Cave Archives
🪶 Cave Archives
Hall of Failed Inventions
It’s not easy being a caveman. Life is a daily challenge out here in the wild. We once spent six or seven days just trying to come up with a word for fire — partly because our alphabet only has 10–12 letters… or so I think.
You see, we just really don’t know numbers. Rockmath is not our thing.
Nodigit is trying to invent them, but he’s divided about adding sum. Six–seven? He insists 6 –7 equals somewhere between maybe and yes. Go figure.
Before Caveman Myk discovered the Comfy Feet Sleeping Bag®, the world endured some truly… questionable ideas. Here in the Cave Archives, we honor those bold innovators whose inventions didn’t quite roll, burn, or brew — but got us a little closer to progress.
🪵 Noroll Fourpoints
Built the square wheel. Blamed the earth for being flat.
“Wheel fine! Earth broken!”
Noroll believed that more sides meant smoother rides. He was wrong. Transportation remained bumpy — and so did his reputation.
His apprentice, Flatoes, achieved slightly better fame with his flatstone flip-flops. So that’s progress.
Flatoes, proud of his newfound fame, would “roll” to the Ol’ Grog House in his square-wheeled cart, prop himself on a dirt box, and raise a gourd of grog high. There, he would proclaim his love for grog — a passion that led to the next great (and terrible) invention.
🍺 Nowit Nogrog
Invented dehydrated grog.
“Just add water and wait two or three weeks.”
“How long is that?” everyone asked, perplexed by numbers.
“Six–seven,” replied Nogrog. “More patience, better grog!”
Brilliant in theory, disappointing in practice. Nowit’s brother, Leswit, is still waiting for the first batch to finish brewing.
Leswit amuses himself endlessly as he waits — flat dancing in his polished flatstone flip-flops around the Cold Fire pit invented by…
🔥 Blarg Coldfire
Created fire that doesn’t burn.
“Safe for cooking in the raw.”
Blarg proudly claimed it was perfect for summer fires. The tribe called it a pile of wet sticks.
Those wet sticks were, unfortunately, a byproduct of Thunk Itchhide’s questionable discovery.
🪵 Thunk Itchhide
Used bark instead of pelts for clothing and sleeping gear.
“Natural! Scratchy! Eco-friendly!”
Thunk was passionate about sustainability, but his customers kept returning their products… and their skin.

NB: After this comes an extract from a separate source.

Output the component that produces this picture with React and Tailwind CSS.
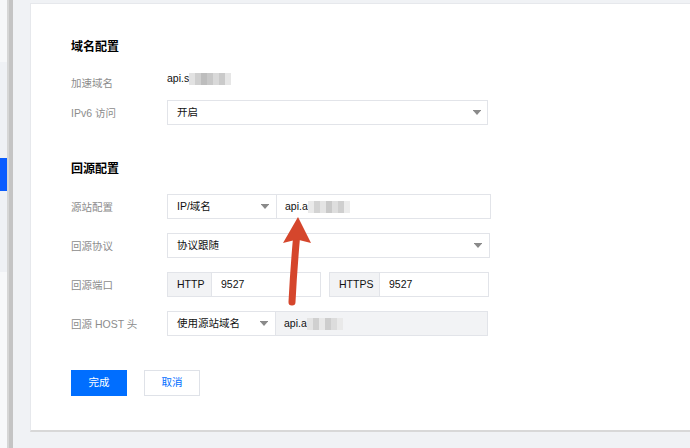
import React from "react";

const font = {
  fontFamily: '"Liberation Sans", "Noto Sans CJK SC", sans-serif',
};

function Caret() {
  return (
    <svg width="8" height="5" viewBox="0 0 8 5" className="shrink-0">
      <rect x="0" y="0" width="8" height="1" fill="#8a8a8a" />
      <polygon points="0.5,1 7.5,1 4,5" fill="#8a8a8a" />
    </svg>
  );
}

// pixelated masked text tail
function Mosaic({ shades }) {
  return (
    <span className="inline-flex h-[12px] blur-[0.6px]">
      {shades.map((c, i) => (
        <span key={i} className="w-[6px] h-full" style={{ backgroundColor: c }} />
      ))}
    </span>
  );
}

function Label({ children }) {
  return (
    <div className="w-[96px] shrink-0 text-[10.5px] leading-[14px] text-[#8c8c8c]">
      {children}
    </div>
  );
}

function Row({ label, children, className = "" }) {
  return (
    <div className={"flex items-center h-[25px] " + className}>
      <Label>{label}</Label>
      {children}
    </div>
  );
}

export default function App() {
  return (
    <div
      className="relative w-[690px] h-[448px] flex bg-[#f0f2f5] overflow-hidden text-[#111]"
      style={font}
    >
      {/* side nav sliver */}
      <div className="w-[7px] flex flex-col shrink-0">
        <div className="h-[62px] bg-[#f6f7f9]" />
        <div className="h-[96px] bg-[#eff1f5]" />
        <div className="h-[33px] bg-[#0a5cff]" />
        <div className="h-[81px] bg-[#eff1f5]" />
        <div className="flex-1 bg-[#f7f8fa]" />
      </div>
      {/* scrollbar */}
      <div className="w-[6px] shrink-0 bg-[#c4c4c4] border-l-2 border-[#d6d6d6]" />

      <div className="flex-1 pl-[17px] pt-[3px] overflow-hidden">
        <div className="w-[700px] h-[429px] bg-white border border-[#e6e8ec] border-b-2 border-b-[#d8d8d8] pl-[40px] pt-[35px] flex flex-col">
          <div className="text-[12px] leading-[16px] font-bold text-black">域名配置</div>

          <div className="flex items-start h-[24px] mt-[16px]">
            <div className="w-[96px] shrink-0 text-[10.5px] leading-[14px] text-[#8c8c8c] pt-[5px]">加速域名</div>
            <div className="flex items-center h-[16px] text-[10.5px] text-[#111]">
              <span>api.s</span>
              <Mosaic shades={["#e2e2e2", "#cfcfcf", "#bdbdbd", "#c8c8c8", "#d9d9d9", "#cacaca", "#e6e6e6"]} />
            </div>
          </div>

          <Row label="IPv6 访问" className="mt-[5px] h-[24px]">
            <div className="w-[321px] h-full border border-[#e2e4e9] flex items-center justify-between pl-[9px] pr-[6px] text-[10.5px]">
              <span>开启</span>
              <Caret />
            </div>
          </Row>

          <div className="mt-[36px] text-[12px] leading-[16px] font-bold text-black">回源配置</div>

          <Row label="源站配置" className="mt-[17px]">
            <div className="w-[110px] h-full border border-[#e2e4e9] flex items-center justify-between pl-[9px] pr-[7px] text-[10.5px]">
              <span>IP/域名</span>
              <Caret />
            </div>
            <div className="w-[214px] h-full border border-l-0 border-[#e2e4e9] flex items-center pl-[8px] text-[10.5px]">
              <span>api.a</span>
              <Mosaic shades={["#eaeaea", "#d3d3d3", "#e4e4e4", "#c9c9c9", "#dedede", "#cfcfcf", "#ececec"]} />
            </div>
          </Row>

          <Row label="回源协议" className="mt-[14px]">
            <div className="w-[323px] h-full border border-[#e2e4e9] flex items-center justify-between pl-[9px] pr-[7px] text-[10.5px]">
              <span>协议跟随</span>
              <Caret />
            </div>
          </Row>

          <Row label="回源端口" className="mt-[14px]">
            <div className="w-[45px] h-full border border-[#e2e4e9] bg-[#f2f3f5] flex items-center pl-[9px] text-[10.5px]">
              HTTP
            </div>
            <div className="w-[109px] h-full border border-l-0 border-[#e2e4e9] flex items-center pl-[9px] text-[10.5px]">
              9527
            </div>
            <div className="w-[8px]" />
            <div className="w-[51px] h-full border border-[#e2e4e9] bg-[#f2f3f5] flex items-center pl-[9px] text-[10.5px]">
              HTTPS
            </div>
            <div className="w-[109px] h-full border border-l-0 border-[#e2e4e9] flex items-center pl-[9px] text-[10.5px]">
              9527
            </div>
          </Row>

          <Row label="回源 HOST 头" className="mt-[14px]">
            <div className="w-[109px] h-full border border-[#e2e4e9] flex items-center justify-between pl-[9px] pr-[7px] text-[10.5px]">
              <span>使用源站域名</span>
              <Caret />
            </div>
            <div className="w-[212px] h-full border border-l-0 border-[#e2e4e9] bg-[#f2f3f5] flex items-center pl-[8px] text-[10.5px]">
              <span>api.a</span>
              <Mosaic shades={["#e4e4e4", "#d0d0d0", "#e8e8e8", "#cdcdcd", "#dcdcdc", "#e9e9e9"]} />
            </div>
          </Row>

          <div className="mt-[34px] flex gap-[17px]">
            <button className="w-[56px] h-[26px] bg-[#006eff] text-white text-[10.5px]">完成</button>
            <button className="w-[56px] h-[26px] bg-white border border-[#dfe2e8] text-[#006eff] text-[10.5px]">取消</button>
          </div>
        </div>
      </div>

      {/* annotation arrow */}
      <svg
        className="absolute left-0 top-0 pointer-events-none"
        width="690"
        height="448"
        viewBox="0 0 690 448"
      >
        <path
          d="M292 302 Q293.5 272 296.5 238"
          stroke="#d5462c"
          strokeWidth="7"
          strokeLinecap="round"
          fill="none"
        />
        <polygon points="298,217 283,243 297,239.5 311,243" fill="#d5462c" />
      </svg>
    </div>
  );
}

His son, Tweez Itchhide, later created the original tweezers — crafted from splintered bone. They were remarkably effective at removing the splinters caused by his father’s “eco-friendly” inventions.
🪓 Krog Shortpelt
Invented the half-size sleeping bag.
“Legs not need cover. Make feet strong.”
Unfortunately, the feet disagreed. Krog’s legacy remains cold and brief.
🧊 Nogro the Thin
Invented air-flavored soup.
“Low calorie. Zero flavor. Infinite sadness.”
A true minimalist, Nogro believed less was more. He succeeded — in the “less” department.
🪨 Closing Stone
These pioneers remind us that every good idea has a few bad ones behind it.
They chipped, cracked, and stumbled — but they walked so we could trek.